Potential Follow-Up Questions
1) How do you handle new or unexpected words that are not in your keyword lists?
Unrecognized words can still be processed by the topic model, which infers their associations via word-pair distributions. Updating the word-to-topic lists periodically ensures coverage of emerging jargon. Embedding-based similarity approaches can suggest replacements for out-of-vocabulary words. For instance, we can maintain a background corpus or a continuous learning pipeline. If novel terms appear often, the model might be retrained or incrementally updated.
2) What if the coherence metric is inconsistent with human judgment of topic quality?

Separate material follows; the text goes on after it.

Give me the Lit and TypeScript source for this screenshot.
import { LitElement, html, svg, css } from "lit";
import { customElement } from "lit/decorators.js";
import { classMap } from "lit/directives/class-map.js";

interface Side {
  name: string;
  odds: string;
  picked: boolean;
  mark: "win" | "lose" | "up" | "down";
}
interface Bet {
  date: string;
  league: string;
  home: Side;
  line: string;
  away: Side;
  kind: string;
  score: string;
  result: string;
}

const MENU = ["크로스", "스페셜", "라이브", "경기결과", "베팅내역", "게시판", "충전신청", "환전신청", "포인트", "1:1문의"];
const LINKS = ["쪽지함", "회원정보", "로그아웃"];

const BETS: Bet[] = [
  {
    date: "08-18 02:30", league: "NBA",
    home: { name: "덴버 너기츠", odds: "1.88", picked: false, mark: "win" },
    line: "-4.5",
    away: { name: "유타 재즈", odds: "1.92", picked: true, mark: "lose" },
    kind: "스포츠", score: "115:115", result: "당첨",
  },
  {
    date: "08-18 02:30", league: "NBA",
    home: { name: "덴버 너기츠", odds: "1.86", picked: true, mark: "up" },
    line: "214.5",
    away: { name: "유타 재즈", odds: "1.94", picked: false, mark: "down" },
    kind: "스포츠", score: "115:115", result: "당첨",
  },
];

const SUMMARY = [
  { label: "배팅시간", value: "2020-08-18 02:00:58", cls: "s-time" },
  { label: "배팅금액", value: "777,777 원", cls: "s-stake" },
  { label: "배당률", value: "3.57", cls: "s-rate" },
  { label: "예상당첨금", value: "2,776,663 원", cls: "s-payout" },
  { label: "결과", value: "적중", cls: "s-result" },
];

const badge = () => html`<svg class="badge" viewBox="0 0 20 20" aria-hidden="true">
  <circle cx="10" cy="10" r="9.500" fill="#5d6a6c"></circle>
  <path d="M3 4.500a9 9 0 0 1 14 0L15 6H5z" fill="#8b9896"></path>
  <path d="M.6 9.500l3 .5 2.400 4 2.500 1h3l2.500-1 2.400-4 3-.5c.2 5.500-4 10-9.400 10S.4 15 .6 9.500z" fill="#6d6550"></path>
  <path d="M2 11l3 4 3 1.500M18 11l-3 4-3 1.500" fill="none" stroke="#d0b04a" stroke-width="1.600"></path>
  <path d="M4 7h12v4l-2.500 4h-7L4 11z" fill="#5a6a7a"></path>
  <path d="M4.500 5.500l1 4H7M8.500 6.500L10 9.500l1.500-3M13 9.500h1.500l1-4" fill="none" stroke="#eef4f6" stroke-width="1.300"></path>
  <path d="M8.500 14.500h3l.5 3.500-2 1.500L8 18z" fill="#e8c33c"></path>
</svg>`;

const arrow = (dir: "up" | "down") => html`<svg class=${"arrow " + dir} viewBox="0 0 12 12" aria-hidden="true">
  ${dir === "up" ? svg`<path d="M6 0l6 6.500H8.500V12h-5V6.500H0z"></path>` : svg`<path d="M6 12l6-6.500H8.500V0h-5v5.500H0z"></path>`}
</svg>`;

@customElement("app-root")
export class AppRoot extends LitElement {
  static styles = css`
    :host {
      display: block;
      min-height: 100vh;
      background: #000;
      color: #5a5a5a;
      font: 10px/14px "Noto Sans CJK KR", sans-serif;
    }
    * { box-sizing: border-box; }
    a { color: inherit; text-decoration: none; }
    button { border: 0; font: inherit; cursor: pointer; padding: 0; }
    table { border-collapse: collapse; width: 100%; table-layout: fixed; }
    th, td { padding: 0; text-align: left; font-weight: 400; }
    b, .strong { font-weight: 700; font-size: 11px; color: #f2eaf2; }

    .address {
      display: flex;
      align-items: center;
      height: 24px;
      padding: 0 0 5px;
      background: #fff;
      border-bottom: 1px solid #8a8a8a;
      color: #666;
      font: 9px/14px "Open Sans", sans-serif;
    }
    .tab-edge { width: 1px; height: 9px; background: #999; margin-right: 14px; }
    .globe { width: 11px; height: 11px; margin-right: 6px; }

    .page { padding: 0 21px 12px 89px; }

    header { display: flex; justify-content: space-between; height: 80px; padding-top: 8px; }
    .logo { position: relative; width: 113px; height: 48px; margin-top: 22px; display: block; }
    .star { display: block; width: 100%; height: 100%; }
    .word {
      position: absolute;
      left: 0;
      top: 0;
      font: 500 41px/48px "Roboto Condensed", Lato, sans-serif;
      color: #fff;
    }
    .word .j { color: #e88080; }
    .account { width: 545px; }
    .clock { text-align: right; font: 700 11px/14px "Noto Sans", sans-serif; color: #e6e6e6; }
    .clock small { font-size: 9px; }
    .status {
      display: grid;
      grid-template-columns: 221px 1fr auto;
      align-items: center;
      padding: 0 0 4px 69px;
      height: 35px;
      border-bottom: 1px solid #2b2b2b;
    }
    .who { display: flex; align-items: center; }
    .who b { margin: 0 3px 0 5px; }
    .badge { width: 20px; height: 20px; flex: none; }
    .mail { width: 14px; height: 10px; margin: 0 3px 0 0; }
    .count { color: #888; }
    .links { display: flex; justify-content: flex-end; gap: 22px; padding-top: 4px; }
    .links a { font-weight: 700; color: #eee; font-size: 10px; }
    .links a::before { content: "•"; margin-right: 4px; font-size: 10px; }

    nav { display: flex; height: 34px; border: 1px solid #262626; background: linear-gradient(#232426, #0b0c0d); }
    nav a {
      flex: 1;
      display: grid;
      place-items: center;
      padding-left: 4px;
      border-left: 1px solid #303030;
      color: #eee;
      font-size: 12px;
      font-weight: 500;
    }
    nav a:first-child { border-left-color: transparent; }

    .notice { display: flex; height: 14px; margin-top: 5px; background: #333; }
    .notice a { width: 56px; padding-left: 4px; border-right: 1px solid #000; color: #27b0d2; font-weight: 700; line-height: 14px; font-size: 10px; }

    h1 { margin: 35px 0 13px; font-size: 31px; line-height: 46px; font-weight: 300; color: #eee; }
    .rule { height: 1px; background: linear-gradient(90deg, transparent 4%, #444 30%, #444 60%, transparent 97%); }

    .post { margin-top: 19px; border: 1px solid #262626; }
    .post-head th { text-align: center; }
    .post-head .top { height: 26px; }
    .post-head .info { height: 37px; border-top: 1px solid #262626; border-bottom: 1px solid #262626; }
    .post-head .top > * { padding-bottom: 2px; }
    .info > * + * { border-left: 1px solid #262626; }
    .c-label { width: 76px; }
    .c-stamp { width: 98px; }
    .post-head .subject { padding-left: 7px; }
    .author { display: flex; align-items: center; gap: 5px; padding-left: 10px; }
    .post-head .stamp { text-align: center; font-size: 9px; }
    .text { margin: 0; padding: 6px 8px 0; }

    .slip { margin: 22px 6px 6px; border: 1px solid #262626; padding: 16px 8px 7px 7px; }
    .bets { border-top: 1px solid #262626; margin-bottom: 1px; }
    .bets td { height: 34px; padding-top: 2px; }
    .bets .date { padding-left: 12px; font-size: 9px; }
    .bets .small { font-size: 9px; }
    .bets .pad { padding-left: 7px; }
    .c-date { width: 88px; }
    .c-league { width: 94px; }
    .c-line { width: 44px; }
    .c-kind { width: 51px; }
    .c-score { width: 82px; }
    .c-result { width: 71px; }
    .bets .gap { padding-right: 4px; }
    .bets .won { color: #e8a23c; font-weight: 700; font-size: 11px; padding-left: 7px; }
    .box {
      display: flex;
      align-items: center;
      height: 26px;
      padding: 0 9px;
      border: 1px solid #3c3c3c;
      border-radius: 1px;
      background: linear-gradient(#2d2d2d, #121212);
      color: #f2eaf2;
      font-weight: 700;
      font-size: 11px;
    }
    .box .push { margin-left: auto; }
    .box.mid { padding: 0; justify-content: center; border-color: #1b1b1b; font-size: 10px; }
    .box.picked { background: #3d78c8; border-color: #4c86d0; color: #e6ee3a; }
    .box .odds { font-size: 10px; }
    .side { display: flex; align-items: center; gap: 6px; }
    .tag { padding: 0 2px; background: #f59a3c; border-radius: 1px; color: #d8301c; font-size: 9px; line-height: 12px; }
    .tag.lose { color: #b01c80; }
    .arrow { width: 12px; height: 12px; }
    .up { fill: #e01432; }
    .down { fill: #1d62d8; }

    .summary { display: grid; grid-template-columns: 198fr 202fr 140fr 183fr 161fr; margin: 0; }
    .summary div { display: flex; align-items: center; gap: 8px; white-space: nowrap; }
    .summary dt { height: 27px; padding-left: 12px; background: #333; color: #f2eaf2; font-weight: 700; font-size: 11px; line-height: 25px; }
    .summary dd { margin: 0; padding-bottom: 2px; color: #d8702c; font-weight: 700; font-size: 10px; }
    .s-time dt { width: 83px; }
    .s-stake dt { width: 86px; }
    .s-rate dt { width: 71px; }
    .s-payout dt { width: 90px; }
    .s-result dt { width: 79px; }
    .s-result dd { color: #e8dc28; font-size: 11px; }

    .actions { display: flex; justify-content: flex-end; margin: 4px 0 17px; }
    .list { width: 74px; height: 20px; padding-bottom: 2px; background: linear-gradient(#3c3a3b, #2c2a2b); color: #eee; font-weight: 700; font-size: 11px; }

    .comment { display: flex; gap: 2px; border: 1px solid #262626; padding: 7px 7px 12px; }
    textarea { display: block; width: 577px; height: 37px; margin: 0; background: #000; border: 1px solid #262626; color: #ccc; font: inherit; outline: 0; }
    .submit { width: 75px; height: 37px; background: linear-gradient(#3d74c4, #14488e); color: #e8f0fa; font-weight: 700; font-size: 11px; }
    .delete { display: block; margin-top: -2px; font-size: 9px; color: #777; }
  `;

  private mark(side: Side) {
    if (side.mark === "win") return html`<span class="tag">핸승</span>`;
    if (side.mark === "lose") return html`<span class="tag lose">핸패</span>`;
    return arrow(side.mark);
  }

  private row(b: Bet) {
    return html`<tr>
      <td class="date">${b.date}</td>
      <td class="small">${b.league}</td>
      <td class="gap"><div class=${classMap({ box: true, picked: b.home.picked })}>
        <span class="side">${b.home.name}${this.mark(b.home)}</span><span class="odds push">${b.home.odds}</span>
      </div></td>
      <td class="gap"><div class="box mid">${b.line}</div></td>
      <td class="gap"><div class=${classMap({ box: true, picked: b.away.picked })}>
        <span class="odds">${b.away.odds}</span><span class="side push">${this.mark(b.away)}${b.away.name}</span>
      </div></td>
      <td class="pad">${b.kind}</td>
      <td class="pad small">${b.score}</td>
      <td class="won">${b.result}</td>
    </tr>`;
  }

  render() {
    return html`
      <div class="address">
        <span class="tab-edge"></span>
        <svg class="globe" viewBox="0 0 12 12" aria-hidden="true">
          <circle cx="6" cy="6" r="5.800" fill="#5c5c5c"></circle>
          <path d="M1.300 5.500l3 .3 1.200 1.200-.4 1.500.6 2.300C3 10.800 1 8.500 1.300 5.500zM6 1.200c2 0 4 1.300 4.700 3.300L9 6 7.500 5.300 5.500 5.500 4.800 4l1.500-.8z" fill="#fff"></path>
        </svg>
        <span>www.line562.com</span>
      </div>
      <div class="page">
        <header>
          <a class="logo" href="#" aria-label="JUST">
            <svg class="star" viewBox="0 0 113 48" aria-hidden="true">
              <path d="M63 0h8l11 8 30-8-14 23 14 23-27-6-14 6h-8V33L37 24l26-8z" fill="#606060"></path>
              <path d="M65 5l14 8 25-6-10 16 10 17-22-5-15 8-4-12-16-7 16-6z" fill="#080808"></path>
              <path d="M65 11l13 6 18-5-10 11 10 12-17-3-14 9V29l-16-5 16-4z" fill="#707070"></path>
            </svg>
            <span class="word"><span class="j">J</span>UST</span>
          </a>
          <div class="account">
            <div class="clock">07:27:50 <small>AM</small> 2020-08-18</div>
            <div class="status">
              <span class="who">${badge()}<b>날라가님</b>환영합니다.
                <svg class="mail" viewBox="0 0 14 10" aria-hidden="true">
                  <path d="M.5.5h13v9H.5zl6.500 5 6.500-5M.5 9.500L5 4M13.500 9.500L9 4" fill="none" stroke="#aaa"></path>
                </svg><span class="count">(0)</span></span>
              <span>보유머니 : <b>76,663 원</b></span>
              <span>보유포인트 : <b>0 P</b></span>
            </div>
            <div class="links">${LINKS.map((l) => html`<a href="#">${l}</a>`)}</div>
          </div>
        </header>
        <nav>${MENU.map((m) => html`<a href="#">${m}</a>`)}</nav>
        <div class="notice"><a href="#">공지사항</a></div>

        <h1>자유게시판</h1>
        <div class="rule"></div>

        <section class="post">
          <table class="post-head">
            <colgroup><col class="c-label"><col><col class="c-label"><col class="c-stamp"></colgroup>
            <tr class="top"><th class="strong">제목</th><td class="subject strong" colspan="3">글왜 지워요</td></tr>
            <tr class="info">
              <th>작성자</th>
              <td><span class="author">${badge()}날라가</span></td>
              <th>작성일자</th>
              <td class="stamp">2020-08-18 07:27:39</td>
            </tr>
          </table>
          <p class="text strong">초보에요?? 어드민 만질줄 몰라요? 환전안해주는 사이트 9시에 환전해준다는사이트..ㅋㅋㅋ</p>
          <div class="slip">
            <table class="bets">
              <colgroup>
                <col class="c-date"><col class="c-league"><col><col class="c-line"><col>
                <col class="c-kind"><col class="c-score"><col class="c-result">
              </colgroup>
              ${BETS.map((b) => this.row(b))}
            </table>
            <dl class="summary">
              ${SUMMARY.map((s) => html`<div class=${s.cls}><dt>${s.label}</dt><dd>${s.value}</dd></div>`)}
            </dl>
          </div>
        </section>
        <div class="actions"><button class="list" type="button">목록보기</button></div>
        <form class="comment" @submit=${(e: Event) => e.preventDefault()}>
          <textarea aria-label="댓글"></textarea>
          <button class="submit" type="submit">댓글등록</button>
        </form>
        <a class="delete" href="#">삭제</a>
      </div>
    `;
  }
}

Coherence is helpful but not perfect. Practical solutions include a mixed approach. First, measure coherence. Then manually inspect top words per topic to confirm quality. In a business context, verifying interpretability is critical. If a topic has top words that make sense together, it is a useful cluster. If not, refining the preprocessing or adjusting the number of topics helps reconcile differences.
3) How do you incorporate user feedback or domain expert insights?
Experts can map certain words or emojis to specific themes. Incorporating curated dictionaries or synonyms ensures alignment with real business needs. For example, domain experts might want "salary" or "paycheck" to fall under "Bills," even if a purely data-driven approach puts them in a different cluster. Iterating on a feedback loop from subject matter experts (like product managers or finance teams) refines model outputs.
4) How do you manage privacy or sensitive data issues with free-text fields?
Names containing personal information or private references must be filtered or masked. Using hashed or anonymized forms of text can preserve privacy while still preserving word distribution statistics. Policies for data retention, encryption, and access control must be respected, especially under stricter regulations like GDPR. Only aggregated or de-identified topic distributions are shared for internal analysis.
5) How do you scale this solution with rapidly growing data?
Processing can be parallelized using distributed computing frameworks. Splitting the dataset into batches for iterative BTM fitting or streaming-based training methods keeps computation feasible. Caching preprocessed text reduces overhead if multiple experiments are needed. For real-time classification, a pre-trained model can label new names on demand, updating the system periodically to account for vocabulary shifts.
6) How would you measure success or return on investment (ROI)?
Tracking user engagement changes after enhancements is one measure. If certain categories indicate new product opportunities, measuring adoption rates or user satisfaction helps quantify the impact. Time-series analysis of category usage over months or years shows whether the product improvements align with customer saving patterns. A direct uplift in user satisfaction, retention, or new feature usage can validate the project’s success.
7) What if many category predictions are borderline?
Confidence thresholds can be introduced. If a name has low probability for each topic, it might be flagged for review or a fallback bucket labeled "Miscellaneous." Combining confidence measures with interpretability checks ensures consistent labeling. Gradual refinement of the model or category lists can reduce borderline cases over time.
Exhaustive testing of each step, consistent retraining or updating with fresh data, and careful interpretation of the results form the backbone of this solution.